In recent years, the reduced sizes and increased performances of electronic devices have generated a demand for higher integration, higher density, and higher processing speed in the semiconductor devices used for such electronic devices. To meet such a demand, packages for semiconductor devices are being developed from a pin insertion type to a surface packaging type for purposes of increasing the packaging densities thereof, and also developments have been proposed for a DIP (Dual Inline Package) type to a QFP (Quad Flat Package) type and a PGA (Pin Grid Array) type package for coping with the requirements of a multi-pin arrangement.
Of the packages thus developed, the QFP type makes it difficult to cope with a multi-pin arrangement because it is so configured that leads to be connected to a packaging substrate are concentrated only at a peripheral portion of the package when they are also liable to be deformed due to the small diameter thereof. On the other hand, the PGA type has a limitation in that it presents difficulties in coping with both high speed processing and surface packaging because it is so configured that the terminals to be connected to a packaging substrate are elongated and very collectively arranged.
Recently, to solve these problems and to realize a semiconductor device capable of coping with high speed processing, a ball grid array (BGA) package has been disclosed in U.S. Pat. No. 5,148,265, which has ball-like connection terminals over the entire packaging surface of a carrier substrate electrically connected to a semiconductor chip by gold wire bonding. In a BGA package the terminals to be connected to the packaging substrate are formed into ball-like shapes and are arrayed over substantially the entire packaging surface without deforming the leads as the case for the QFP. Therefore the pitch between the terminals become larger, thereby making surface packaging easier. Furthermore, because the connection terminals are shorter than in a QFP package, the inductance component becomes smaller and thereby the signal transmission speed becomes greater. The resulting BGA package is therefore amenable to high speed processing.
A conventional BGA package base includes a substrate made of an electrically insulating material such as alumina ceramic and a number of connection terminals or bumps formed on the main surface of the substrate. Each connection terminal includes a solder ball bonded to a bonding pad by way of a mass of solder. The bonding pad is formed on a main surface of a substrate treated by a predetermined plating process. The mass of solder typically consists of Pb—Sn eutectic solder or a similar, low melting point solder. The solder ball, itself, is made of a relatively high melting point solder, typically containing a high percentage of lead (Pb), as for example Pb90-Sn10. The solder ball is bonded to the plated surface of the bonding pad by means of the solder mass, thereby constituting a connection terminal. In use, the wired board is mounted on a printed board having bonding pads corresponding in arrangement to those of the wired board in such a manner that their connection terminals are respectively aligned with each other, and then the respective terminals are bonded, electrically connecting the wire board to the printed board.
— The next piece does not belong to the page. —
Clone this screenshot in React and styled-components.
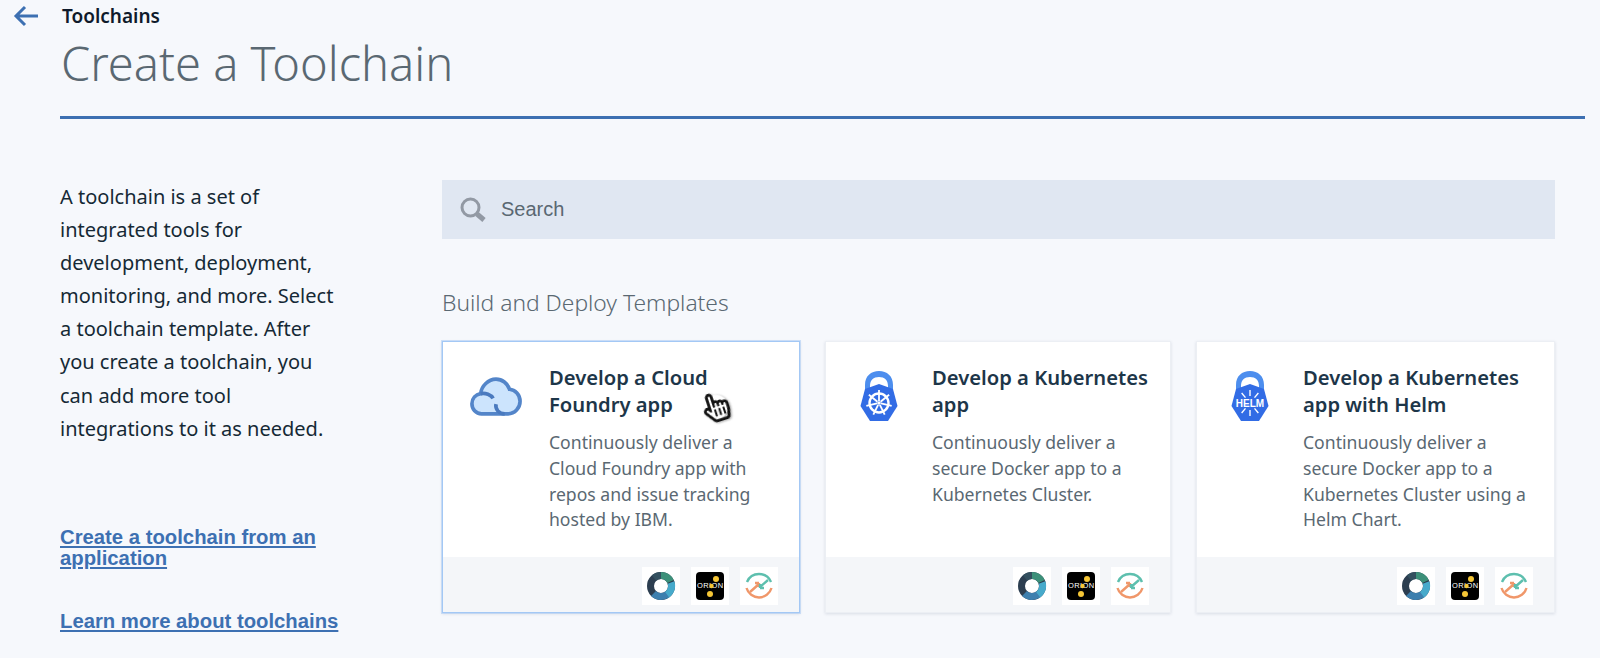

In the prior art BGA packages, an elastic body is inserted between a semiconductor chip and terminals of a packaging substrate for relieving thermal stress produced due to a difference in thermal expansion between the laminate package substrate and the semiconductor chip. Semiconductor devices having such structures still have problems because of the thermal mismatch. There is much in the literature about the effect of thermal stressing on BGA life. The thermal stresses, attendant to multiple power on/off cycles, literally tear the pads off the package causing loss of electrical connection and failure. The industry is trying to overcome this by increasing the pad adhesion to the substrate surface. In contradistinction to current industry practice, the present invention solves the problem of thermal stress-induced failure by decreasing the adhesion to the laminate.
FIG. 1 illustrates a conventional fabrication technique. Substrate 100 is shown with a copper foil having a smooth surface 103 and a rough, dendritic surface 105 bonded to a dielectric 107. It is understood that dielectric 107 can be the dielectric of a single or multilayer substrate. The surface of dielectric 107 is imparted with a rough texture through lamination with the dendritic side of the external copper foil. Turning to FIG. 2 conventional subtractive circuitization is illustrated. A negative acting photoresist 209 is applied to the upper surface of copper foil 203. After development, openings 211 are formed in the resist. FIG. 3 illustrates the prior art BGA pad after etching and stripping of the resist. BGA pad 309 is shown anchored to dielectric 307 by the dendritic copper surface 305. It is understood that substantially the entire surface topography of dielectric substrate 300 is dominated by a “replica” of the dendritic surface. The dendritic topography provides enhanced adhesion. During thermal stressing of the laminate, such as power on/off cycling, the BGA pads remain ‘anchored’ to the laminate surface through this dendritic structure. As the laminate surface expands and contracts with the thermal excursions the BGA pad moves with the surface. This can place excessive stress on the package. The solder ball anchors the pad to the chip. As the BGA pad moves with the laminate, the stress can fracture the solder connection causing failure. Accordingly, it would be desirable to provide enhanced BGA life. The present invention achieves this goal by reducing the adhesion of the BGA pad to the laminate.